:: Required work ::
Scan the data below and pick out the lines containing the word "that".

:: Data in this exercise ::
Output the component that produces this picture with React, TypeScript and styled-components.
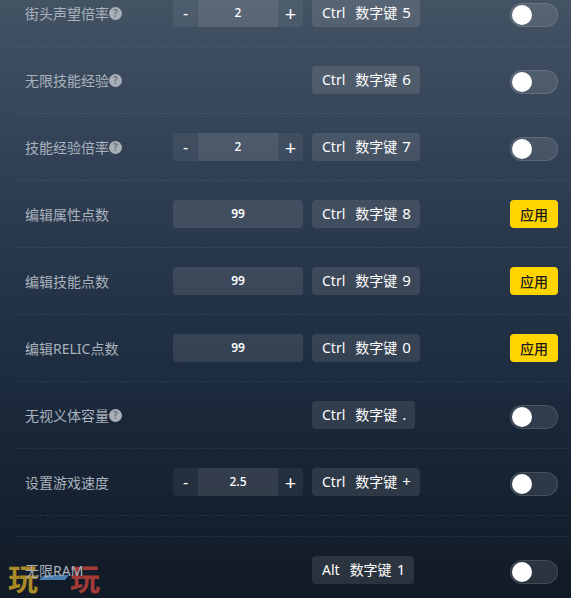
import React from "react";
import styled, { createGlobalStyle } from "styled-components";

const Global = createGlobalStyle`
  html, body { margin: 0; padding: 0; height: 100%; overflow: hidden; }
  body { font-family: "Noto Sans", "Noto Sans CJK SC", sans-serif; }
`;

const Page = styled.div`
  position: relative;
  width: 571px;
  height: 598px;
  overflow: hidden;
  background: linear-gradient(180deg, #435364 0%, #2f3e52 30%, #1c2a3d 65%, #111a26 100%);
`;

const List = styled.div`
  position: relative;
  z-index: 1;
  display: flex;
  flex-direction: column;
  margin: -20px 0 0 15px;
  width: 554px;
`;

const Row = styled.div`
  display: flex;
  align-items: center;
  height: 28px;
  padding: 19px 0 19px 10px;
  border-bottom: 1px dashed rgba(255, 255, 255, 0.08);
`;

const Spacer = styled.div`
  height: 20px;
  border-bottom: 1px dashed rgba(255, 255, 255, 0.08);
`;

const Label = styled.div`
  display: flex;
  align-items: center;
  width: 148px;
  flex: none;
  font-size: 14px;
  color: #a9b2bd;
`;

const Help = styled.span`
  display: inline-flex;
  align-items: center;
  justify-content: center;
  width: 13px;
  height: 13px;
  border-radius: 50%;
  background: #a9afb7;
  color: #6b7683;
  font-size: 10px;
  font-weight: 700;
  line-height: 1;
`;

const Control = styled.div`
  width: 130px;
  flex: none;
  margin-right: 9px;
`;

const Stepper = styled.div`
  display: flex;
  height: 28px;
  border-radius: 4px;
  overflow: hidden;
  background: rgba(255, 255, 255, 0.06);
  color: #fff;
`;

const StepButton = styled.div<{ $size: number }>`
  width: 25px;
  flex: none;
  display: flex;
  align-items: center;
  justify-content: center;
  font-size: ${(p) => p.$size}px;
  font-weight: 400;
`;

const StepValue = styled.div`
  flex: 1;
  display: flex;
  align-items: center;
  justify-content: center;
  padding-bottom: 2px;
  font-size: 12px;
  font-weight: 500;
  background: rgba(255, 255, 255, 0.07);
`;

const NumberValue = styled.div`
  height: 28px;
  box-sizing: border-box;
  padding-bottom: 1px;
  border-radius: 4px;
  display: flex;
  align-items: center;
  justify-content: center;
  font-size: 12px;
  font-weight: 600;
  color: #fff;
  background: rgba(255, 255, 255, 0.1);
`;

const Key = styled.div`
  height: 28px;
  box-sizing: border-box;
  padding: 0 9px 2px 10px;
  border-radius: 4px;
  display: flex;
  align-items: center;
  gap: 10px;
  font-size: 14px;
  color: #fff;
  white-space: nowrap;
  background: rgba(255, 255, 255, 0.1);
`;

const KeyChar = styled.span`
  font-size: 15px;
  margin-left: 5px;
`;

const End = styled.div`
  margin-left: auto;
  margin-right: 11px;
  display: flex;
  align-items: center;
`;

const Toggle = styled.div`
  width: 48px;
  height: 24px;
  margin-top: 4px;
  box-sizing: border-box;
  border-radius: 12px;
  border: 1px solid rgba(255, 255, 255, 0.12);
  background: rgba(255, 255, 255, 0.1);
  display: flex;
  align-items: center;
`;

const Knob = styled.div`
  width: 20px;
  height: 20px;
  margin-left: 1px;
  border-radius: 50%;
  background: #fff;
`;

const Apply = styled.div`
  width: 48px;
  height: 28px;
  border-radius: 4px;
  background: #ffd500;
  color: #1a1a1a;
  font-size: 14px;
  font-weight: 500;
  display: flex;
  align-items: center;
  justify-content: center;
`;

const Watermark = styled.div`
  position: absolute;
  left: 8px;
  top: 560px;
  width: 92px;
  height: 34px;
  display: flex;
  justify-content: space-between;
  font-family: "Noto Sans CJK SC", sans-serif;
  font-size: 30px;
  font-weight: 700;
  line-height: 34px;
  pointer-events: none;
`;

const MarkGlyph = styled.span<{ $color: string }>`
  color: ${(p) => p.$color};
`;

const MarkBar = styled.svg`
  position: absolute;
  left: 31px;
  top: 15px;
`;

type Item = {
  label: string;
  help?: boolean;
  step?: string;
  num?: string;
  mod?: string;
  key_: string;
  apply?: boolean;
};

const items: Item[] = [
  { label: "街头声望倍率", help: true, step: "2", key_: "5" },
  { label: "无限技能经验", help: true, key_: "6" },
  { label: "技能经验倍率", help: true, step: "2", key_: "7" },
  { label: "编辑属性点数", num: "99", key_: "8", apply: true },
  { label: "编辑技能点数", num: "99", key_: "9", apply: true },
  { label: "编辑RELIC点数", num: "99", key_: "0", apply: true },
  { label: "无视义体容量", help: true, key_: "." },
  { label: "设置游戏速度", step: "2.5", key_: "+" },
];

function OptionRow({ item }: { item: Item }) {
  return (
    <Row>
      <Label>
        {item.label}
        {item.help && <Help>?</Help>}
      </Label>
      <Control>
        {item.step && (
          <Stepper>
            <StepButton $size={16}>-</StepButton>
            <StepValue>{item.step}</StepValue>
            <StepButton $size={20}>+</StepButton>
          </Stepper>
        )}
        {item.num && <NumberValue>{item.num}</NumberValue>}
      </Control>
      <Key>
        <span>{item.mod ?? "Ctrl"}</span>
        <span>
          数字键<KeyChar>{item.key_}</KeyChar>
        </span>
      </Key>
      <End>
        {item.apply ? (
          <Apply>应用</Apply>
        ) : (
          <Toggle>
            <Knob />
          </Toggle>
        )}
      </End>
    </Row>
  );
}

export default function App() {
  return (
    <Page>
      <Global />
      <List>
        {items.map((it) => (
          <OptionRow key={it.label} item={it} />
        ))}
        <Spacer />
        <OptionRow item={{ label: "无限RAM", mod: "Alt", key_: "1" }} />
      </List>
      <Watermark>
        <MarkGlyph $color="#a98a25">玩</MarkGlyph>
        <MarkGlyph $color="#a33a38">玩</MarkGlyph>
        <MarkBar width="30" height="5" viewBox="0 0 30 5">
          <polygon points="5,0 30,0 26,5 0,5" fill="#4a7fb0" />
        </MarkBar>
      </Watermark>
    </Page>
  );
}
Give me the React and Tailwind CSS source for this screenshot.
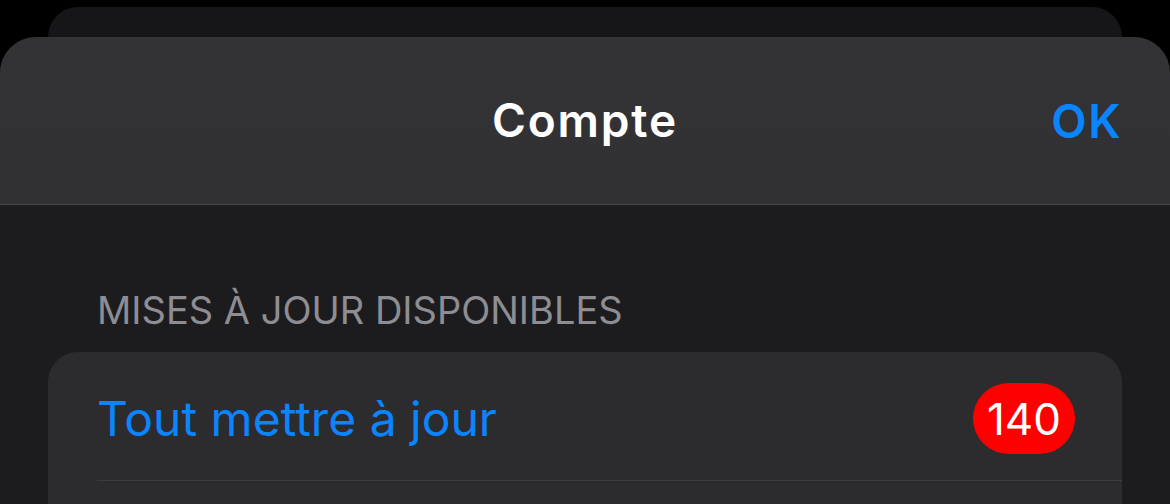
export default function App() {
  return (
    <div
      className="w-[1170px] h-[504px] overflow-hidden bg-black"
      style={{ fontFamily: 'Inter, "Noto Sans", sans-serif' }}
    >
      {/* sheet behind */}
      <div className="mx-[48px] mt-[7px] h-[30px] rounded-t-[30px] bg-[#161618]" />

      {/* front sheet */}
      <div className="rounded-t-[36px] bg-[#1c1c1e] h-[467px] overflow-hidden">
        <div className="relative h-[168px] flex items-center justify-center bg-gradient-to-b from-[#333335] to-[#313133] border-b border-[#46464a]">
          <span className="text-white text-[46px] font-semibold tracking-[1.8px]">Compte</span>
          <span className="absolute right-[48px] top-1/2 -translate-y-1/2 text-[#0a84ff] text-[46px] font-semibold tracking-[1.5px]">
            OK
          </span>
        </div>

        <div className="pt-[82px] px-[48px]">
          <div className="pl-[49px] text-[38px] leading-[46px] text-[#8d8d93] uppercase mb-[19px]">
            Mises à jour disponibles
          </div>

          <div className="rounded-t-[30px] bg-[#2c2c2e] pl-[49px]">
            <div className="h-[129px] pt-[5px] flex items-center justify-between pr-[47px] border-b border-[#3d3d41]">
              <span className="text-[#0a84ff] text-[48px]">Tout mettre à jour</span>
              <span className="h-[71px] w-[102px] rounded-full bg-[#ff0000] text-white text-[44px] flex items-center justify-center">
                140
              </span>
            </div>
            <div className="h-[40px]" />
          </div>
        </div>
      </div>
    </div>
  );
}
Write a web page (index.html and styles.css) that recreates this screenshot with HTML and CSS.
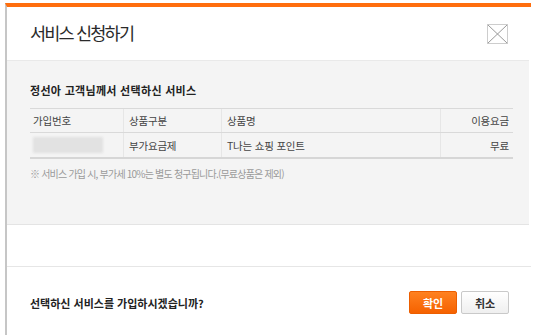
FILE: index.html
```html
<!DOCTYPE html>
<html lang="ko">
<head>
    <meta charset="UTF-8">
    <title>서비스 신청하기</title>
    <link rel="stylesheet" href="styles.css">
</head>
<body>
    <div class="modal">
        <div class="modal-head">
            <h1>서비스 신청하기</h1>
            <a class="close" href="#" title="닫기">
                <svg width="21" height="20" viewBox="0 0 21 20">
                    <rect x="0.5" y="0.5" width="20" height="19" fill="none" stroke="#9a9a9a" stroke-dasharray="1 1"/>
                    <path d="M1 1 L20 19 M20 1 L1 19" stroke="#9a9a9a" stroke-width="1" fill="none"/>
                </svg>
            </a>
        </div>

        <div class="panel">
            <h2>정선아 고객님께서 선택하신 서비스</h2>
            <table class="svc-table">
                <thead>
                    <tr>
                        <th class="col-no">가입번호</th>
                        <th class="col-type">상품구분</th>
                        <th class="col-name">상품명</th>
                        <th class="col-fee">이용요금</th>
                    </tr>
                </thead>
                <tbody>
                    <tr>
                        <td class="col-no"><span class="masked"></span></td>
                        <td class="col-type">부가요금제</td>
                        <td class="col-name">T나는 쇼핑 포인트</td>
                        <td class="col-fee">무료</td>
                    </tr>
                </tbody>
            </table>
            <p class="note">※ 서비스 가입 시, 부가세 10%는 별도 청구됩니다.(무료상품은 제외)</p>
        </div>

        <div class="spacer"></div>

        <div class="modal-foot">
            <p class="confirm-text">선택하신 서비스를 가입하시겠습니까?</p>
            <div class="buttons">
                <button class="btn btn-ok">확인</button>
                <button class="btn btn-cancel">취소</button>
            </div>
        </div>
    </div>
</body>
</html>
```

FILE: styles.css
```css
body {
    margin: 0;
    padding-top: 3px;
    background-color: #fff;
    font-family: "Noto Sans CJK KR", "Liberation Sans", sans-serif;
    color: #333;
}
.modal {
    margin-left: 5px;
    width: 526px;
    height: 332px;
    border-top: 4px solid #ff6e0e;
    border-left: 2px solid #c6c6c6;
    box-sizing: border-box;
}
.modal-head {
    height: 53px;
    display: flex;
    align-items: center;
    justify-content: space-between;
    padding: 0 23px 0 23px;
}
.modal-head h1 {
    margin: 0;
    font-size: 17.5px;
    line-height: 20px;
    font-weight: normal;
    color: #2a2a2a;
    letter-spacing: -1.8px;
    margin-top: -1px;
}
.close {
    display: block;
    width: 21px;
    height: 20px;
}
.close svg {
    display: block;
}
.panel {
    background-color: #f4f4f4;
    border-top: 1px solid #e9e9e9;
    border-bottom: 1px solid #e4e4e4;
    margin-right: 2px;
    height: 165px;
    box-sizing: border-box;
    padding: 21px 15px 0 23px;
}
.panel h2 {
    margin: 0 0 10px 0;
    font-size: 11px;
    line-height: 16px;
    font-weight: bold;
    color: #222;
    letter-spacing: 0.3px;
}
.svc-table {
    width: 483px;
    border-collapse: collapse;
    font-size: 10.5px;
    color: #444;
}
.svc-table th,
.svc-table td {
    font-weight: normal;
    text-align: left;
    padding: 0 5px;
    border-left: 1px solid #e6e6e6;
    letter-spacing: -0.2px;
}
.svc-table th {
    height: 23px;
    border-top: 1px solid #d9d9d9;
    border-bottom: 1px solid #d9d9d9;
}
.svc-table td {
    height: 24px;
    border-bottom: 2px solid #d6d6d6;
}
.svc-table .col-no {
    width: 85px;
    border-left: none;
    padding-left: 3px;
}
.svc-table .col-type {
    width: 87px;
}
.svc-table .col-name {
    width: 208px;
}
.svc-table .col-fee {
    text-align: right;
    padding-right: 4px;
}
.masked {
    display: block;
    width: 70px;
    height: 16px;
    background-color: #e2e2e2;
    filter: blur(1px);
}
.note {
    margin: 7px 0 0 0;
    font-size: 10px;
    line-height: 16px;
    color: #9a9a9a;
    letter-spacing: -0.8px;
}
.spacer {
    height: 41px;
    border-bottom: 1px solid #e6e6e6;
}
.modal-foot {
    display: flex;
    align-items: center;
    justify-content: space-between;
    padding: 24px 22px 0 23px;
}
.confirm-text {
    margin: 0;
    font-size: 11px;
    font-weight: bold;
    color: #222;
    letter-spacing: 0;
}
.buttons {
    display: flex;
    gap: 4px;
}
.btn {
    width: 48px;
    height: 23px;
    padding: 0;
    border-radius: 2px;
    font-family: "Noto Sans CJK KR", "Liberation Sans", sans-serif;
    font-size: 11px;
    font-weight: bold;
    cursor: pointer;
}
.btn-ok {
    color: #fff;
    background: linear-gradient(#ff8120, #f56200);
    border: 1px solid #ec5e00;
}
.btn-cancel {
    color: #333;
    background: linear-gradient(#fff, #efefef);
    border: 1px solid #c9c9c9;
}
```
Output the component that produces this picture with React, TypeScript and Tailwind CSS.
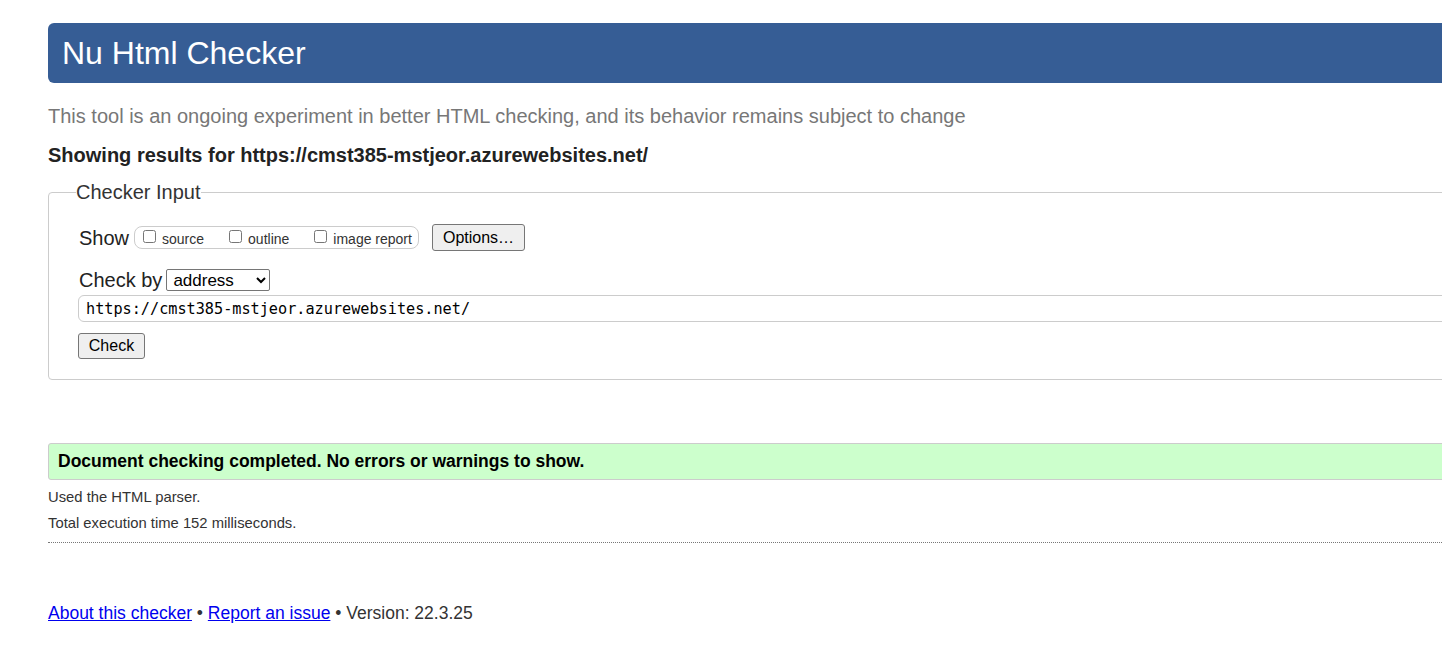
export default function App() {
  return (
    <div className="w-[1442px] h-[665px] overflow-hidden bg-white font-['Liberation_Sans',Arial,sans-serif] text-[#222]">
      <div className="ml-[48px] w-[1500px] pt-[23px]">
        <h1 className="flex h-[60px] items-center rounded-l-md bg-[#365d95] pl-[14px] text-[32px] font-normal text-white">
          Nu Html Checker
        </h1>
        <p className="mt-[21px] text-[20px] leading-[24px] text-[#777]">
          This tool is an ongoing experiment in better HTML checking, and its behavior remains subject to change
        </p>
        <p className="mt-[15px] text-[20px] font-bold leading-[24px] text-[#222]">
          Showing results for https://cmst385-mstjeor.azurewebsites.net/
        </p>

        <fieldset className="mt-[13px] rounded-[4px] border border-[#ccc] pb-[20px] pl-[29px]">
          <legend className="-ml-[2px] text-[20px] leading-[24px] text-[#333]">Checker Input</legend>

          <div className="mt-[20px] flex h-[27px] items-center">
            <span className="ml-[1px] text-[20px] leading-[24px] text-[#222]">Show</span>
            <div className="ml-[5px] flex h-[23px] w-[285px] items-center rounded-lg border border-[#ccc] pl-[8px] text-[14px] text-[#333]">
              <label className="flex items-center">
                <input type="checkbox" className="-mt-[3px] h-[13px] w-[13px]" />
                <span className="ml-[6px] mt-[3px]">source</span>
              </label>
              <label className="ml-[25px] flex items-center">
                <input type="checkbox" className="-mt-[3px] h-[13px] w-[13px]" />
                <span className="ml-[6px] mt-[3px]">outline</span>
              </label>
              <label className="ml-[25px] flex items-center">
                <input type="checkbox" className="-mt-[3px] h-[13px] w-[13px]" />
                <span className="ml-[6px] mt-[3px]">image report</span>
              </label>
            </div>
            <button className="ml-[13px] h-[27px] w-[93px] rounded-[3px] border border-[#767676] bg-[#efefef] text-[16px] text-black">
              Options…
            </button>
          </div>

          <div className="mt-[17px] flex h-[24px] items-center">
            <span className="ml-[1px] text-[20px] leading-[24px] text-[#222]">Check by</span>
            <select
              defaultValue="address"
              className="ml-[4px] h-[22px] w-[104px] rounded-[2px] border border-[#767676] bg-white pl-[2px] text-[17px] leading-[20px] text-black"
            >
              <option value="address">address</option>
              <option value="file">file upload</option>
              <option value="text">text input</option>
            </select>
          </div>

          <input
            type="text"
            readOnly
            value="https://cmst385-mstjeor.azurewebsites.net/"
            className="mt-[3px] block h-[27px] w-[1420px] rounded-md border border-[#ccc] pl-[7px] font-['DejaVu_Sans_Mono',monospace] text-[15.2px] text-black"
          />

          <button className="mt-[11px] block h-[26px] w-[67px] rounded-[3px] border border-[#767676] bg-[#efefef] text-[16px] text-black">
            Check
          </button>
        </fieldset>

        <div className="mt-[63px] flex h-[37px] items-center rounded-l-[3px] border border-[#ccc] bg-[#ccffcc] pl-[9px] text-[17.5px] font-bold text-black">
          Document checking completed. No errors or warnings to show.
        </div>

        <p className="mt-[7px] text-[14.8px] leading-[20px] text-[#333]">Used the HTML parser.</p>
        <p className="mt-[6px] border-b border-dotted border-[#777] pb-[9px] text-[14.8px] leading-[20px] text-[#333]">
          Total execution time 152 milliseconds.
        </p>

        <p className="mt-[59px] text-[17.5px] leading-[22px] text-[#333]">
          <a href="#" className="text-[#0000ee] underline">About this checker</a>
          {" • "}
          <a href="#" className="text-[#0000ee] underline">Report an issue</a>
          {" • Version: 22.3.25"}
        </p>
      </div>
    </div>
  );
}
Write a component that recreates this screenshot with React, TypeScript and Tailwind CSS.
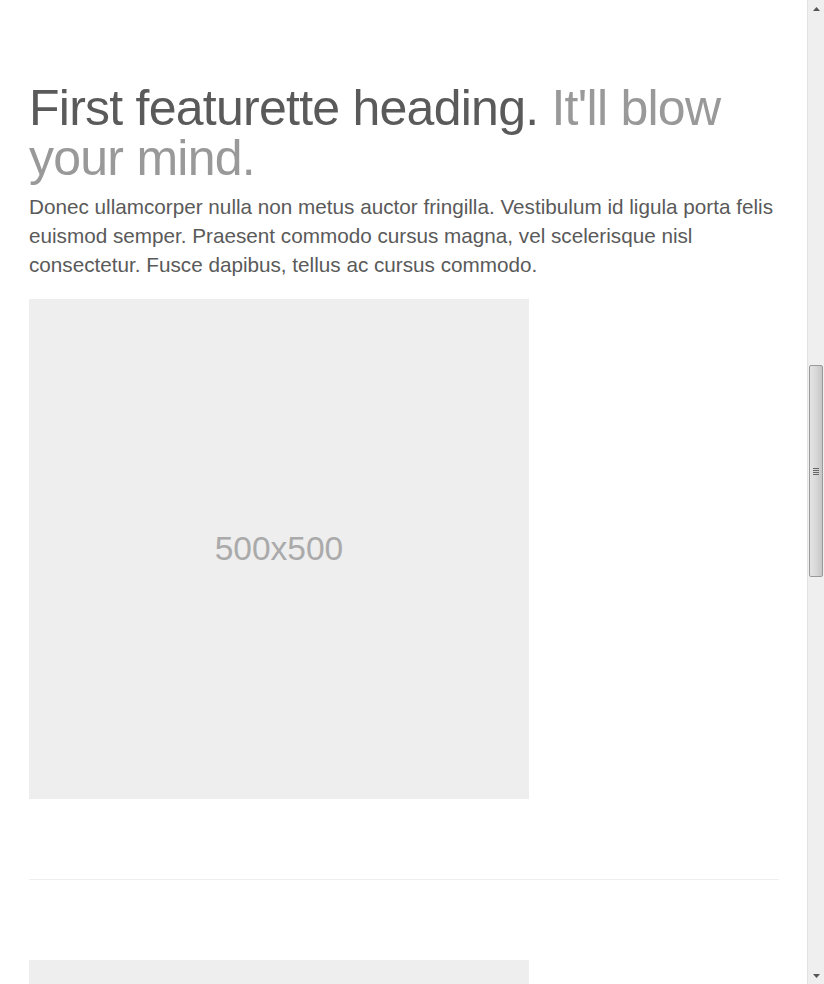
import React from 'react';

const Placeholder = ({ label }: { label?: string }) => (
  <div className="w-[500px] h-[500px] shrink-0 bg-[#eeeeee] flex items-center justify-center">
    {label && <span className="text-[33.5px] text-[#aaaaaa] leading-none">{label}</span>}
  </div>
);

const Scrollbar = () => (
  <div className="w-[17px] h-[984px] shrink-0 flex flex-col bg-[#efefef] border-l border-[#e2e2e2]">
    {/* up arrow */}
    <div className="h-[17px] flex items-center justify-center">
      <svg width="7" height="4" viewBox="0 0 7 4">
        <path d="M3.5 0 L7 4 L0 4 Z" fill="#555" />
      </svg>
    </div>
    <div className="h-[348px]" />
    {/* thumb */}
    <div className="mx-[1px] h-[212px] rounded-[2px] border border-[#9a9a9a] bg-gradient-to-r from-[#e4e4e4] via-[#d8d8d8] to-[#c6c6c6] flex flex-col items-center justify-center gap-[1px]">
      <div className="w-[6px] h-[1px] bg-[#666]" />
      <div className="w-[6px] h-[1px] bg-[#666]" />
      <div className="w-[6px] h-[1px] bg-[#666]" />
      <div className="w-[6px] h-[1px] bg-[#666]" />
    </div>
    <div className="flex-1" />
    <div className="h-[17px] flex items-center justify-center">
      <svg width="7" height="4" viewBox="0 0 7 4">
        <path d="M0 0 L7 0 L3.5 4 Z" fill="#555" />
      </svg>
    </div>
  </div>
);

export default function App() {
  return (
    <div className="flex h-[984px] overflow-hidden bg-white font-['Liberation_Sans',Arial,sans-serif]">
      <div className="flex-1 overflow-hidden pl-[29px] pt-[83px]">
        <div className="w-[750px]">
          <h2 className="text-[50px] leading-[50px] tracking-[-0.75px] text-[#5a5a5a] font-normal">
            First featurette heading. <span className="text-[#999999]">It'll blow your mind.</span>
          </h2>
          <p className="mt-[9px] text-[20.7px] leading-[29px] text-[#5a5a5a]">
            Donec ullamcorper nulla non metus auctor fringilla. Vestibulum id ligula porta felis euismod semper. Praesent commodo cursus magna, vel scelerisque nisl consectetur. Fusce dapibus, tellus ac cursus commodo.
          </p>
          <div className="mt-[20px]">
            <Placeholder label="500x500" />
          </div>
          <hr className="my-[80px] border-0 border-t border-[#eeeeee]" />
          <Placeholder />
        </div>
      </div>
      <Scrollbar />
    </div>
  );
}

:: Result for this task ::
Output the component that produces this picture with React, TypeScript and styled-components.
Write a web page (index.html and styles.css) that recreates this screenshot with HTML and CSS.
Output the component that produces this picture with React, TypeScript and Tailwind CSS.
Write a component that recreates this screenshot with React, TypeScript and Tailwind CSS.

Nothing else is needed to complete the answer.